Problem requirements ▸
Gather the lines below that include the string "React", copying each in full.

Supplied information ▸
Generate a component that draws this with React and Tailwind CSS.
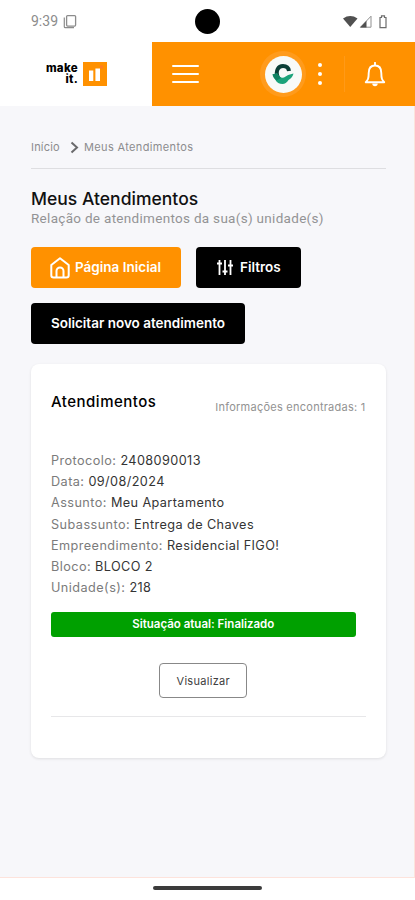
import React from "react";

const details = [
  { label: "Protocolo:", value: "2408090013" },
  { label: "Data:", value: "09/08/2024" },
  { label: "Assunto:", value: "Meu Apartamento" },
  { label: "Subassunto:", value: "Entrega de Chaves" },
  { label: "Empreendimento:", value: "Residencial FIGO!" },
  { label: "Bloco:", value: "BLOCO 2" },
  { label: "Unidade(s):", value: "218" },
];

function StatusBar() {
  return (
    <div className="relative flex h-[42px] items-center justify-between bg-white pr-[27px] pl-[31px]">
      <div className="flex items-center gap-[5px] text-[#8c8c8c]">
        <span className="font-[Roboto,sans-serif] text-[14px] leading-none">9:39</span>
        <svg width="14" height="15" viewBox="0 0 14 15" fill="none" stroke="currentColor">
          <rect x="3.6" y="1.6" width="9" height="10.5" rx="1" strokeWidth="1.3" />
          <path d="M1.3 3.5v9.2a1 1 0 0 0 1 1h8.7" strokeWidth="1.2" />
        </svg>
      </div>
      <div className="absolute top-[9px] left-[195px] h-[25px] w-[25px] rounded-full bg-black" />
      <svg width="45" height="16" viewBox="0 0 45 16" fill="none">
        <path d="M0 5.5Q7.250 .6 14.500 5.500L7.250 14z" fill="#505050" />
        <path d="M17.500 14.200L28 3.200V14.200z" stroke="#909090" strokeWidth="1" />
        <path d="M17 14.500L23.500 7.800V14.500z" fill="#505050" />
        <path d="M37 4.500h1.500V2.800h3v1.700H43v10.200h-6z" stroke="#6c6c6c" strokeWidth="1.2" />
      </svg>
    </div>
  );
}

function Header() {
  return (
    <header className="flex h-16 bg-white shadow-[0_1px_2px_rgba(0,0,0,0.08)]">
      <div className="flex w-[152px] items-center gap-[5px] pl-[45px]">
        <div className="flex w-[33px] flex-col items-end text-[11.500px] leading-none font-extrabold tracking-[0.300px] text-black">
          <span className="h-[11px] leading-[11px]">make</span>
          <span className="h-[11px] leading-[11px]">it.</span>
        </div>
        <svg width="24" height="24" viewBox="0 0 24 24">
          <rect width="24" height="24" fill="#ff9100" />
          <path d="M6 8.500h4.300V19H6z" fill="#fff" />
          <path d="M12.400 6.500h4.600v12.500h-4.600z" fill="#fff" />
          <path d="M17 3.500h3v3h-3z" fill="#ff6f3c" opacity="0.6" />
        </svg>
      </div>
      <div className="flex flex-1 items-center bg-[#ff9100] pl-5">
        <div className="flex w-[27px] flex-col gap-[6px]">
          <span className="h-[2px] rounded-full bg-white" />
          <span className="h-[2px] rounded-full bg-white" />
          <span className="h-[2px] rounded-full bg-white" />
        </div>
        <div className="ml-[61px] flex h-[46px] w-[46px] items-center justify-center rounded-full bg-[#ff9b1c]">
          <div className="flex h-[37px] w-[37px] items-center justify-center rounded-full bg-[#f8faf8]">
            <svg width="24" height="22" viewBox="0 0 24 22" fill="none">
              <path d="M6.800 14.500C4 7.500 7.500 3 12 3C15.500 3 17.500 4.800 18 8" stroke="#0b3f36" strokeWidth="4" />
              <path d="M1.500 11.500L6 10.500Q8.500 15.500 13 14.500Q16.500 11.500 22.500 10.500Q21.500 14.500 17.500 17Q15 21 11.500 21Q6.500 21 4.500 17Q2 14.500 1.500 11.500z" fill="#1ba37a" />
              <path d="M1.500 11.500L6 10L10 15L5.500 17.500Q2.500 15 1.500 11.500z" fill="#118262" />
            </svg>
          </div>
        </div>
        <div className="ml-[12px] flex flex-col gap-[5px]">
          <span className="h-1 w-1 rounded-full bg-white" />
          <span className="h-1 w-1 rounded-full bg-white" />
          <span className="h-1 w-1 rounded-full bg-white" />
        </div>
        <div className="ml-[22px] h-9 w-px bg-[#ff9a18]" />
        <svg className="ml-[19px]" width="22" height="25" viewBox="0 0 22 25" fill="none" stroke="#fff" strokeWidth="1.9" strokeLinejoin="round">
          <path d="M11 .8v2.500M1.800 20.200h18.400c-2-2.200-2.900-3.200-2.900-9.200 0-5-2.300-7.500-6.300-7.500S4.700 6 4.700 11c0 6-.9 7-2.900 9.200z" strokeLinecap="round" />
          <path d="M8.300 21.500a2.700 2.800 0 0 0 5.400 0z" fill="#fff" stroke="none" />
        </svg>
      </div>
    </header>
  );
}

function AtendimentoCard() {
  return (
    <section className="mt-5 h-[394px] rounded-[8px] bg-white px-5 pt-[27px] shadow-[0_1px_3px_rgba(0,0,0,0.1)]">
      <div className="flex justify-between">
        <h2 className="text-[15px] leading-[22px] font-medium tracking-[0.500px] text-black">Atendimentos</h2>
        <span className="mt-[6px] text-[11px] leading-5 tracking-[0.250px] text-[#929292]">
          Informações encontradas: 1
        </span>
      </div>
      <div className="mt-[33px]">
        {details.map((item) => (
          <p key={item.label} className="h-[21.200px] text-[12.700px] leading-[21.200px] tracking-[0.430px] whitespace-nowrap text-[#7b7b7b]">
            {item.label} <span className="tracking-[0.400px] text-[#343434]">{item.value}</span>
          </p>
        ))}
      </div>
      <div className="mt-[14px] mr-[10px] flex h-[25px] items-center justify-center rounded-[3px] bg-[#00a000] text-[11.500px] font-semibold text-white">
        Situação atual: Finalizado
      </div>
      <div className="mt-[26px] mr-[10px] flex justify-center">
        <button className="h-[35px] w-[88px] rounded-[4px] border border-[#888] text-[11px] tracking-[0.300px] text-[#404040]">
          Visualizar
        </button>
      </div>
      <hr className="mt-[18px] border-[#e7e7e9]" />
    </section>
  );
}

export default function App() {
  return (
    <div className="flex h-[900px] w-[415px] flex-col overflow-hidden bg-white font-[Inter,sans-serif]">
      <StatusBar />
      <Header />
      <main className="h-[772px] border-r border-b border-[#fde3dc] bg-[#f7f7fa] pr-[28.500px] pl-[31px]">
        <nav className="flex h-[63px] items-center border-b border-[#dedee1] pt-[21px] text-[11px] text-[#8c8c8e]">
          <span className="w-[39px] tracking-[0.200px]">Início</span>
          <svg className="mr-[5px]" width="9" height="13" viewBox="0 0 9 13" fill="none" stroke="#6a6a6c" strokeWidth="2">
            <path d="M1.500 1.500l5.500 5-5.500 5" />
          </svg>
          <span className="tracking-[0.350px]">Meus Atendimentos</span>
        </nav>
        <h1 className="mt-[20px] text-[17.500px] leading-[20px] font-medium tracking-[0.020px] text-[#111]">
          Meus Atendimentos
        </h1>
        <p className="font-[Roboto,sans-serif] text-[13.500px] leading-[18px] tracking-[0.300px] text-[#939395]">
          Relação de atendimentos da sua(s) unidade(s)
        </p>
        <div className="mt-[20px] flex flex-wrap gap-x-[15px] gap-y-[15px] text-[13.500px] font-semibold text-white">
          <button className="flex h-[41px] w-[150px] items-center rounded-[4px] bg-[#ff9100] pl-[19px]">
            <svg className="mr-[5px]" width="20" height="22" viewBox="0 0 20 22" fill="none" stroke="#fff" strokeWidth="2" strokeLinejoin="round">
              <path d="M1.300 8L10 1.300 18.700 8v10.200a2.300 2.300 0 0 1-2.300 2.300H3.600a2.300 2.300 0 0 1-2.300-2.300z" />
              <path d="M6.500 20v-6a3.500 3.500 0 0 1 7 0v6" />
            </svg>
            Página Inicial
          </button>
          <button className="flex h-[41px] w-[105px] items-center rounded-[4px] bg-black pl-[21px]">
            <svg className="mr-[7px]" width="16" height="17" viewBox="0 0 16 17" fill="none" stroke="#fff" strokeWidth="1.800">
              <path d="M2.500 1v15M8 1v15M13.500 1v15" />
              <path d="M0 4.500h5M5.500 12.500h5M11 6.500h5" strokeWidth="2.200" />
            </svg>
            Filtros
          </button>
          <button className="flex h-[41px] w-[214px] items-center justify-center rounded-[4px] bg-black">
            Solicitar novo atendimento
          </button>
        </div>
        <AtendimentoCard />
      </main>
      <footer className="flex flex-1 justify-center bg-white pt-[8px]">
        <div className="h-[4px] w-[109px] rounded-full bg-[#3b3b3b]" />
      </footer>
    </div>
  );
}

Result of the task ▸
Generate a component that draws this with React and Tailwind CSS.
import React from "react";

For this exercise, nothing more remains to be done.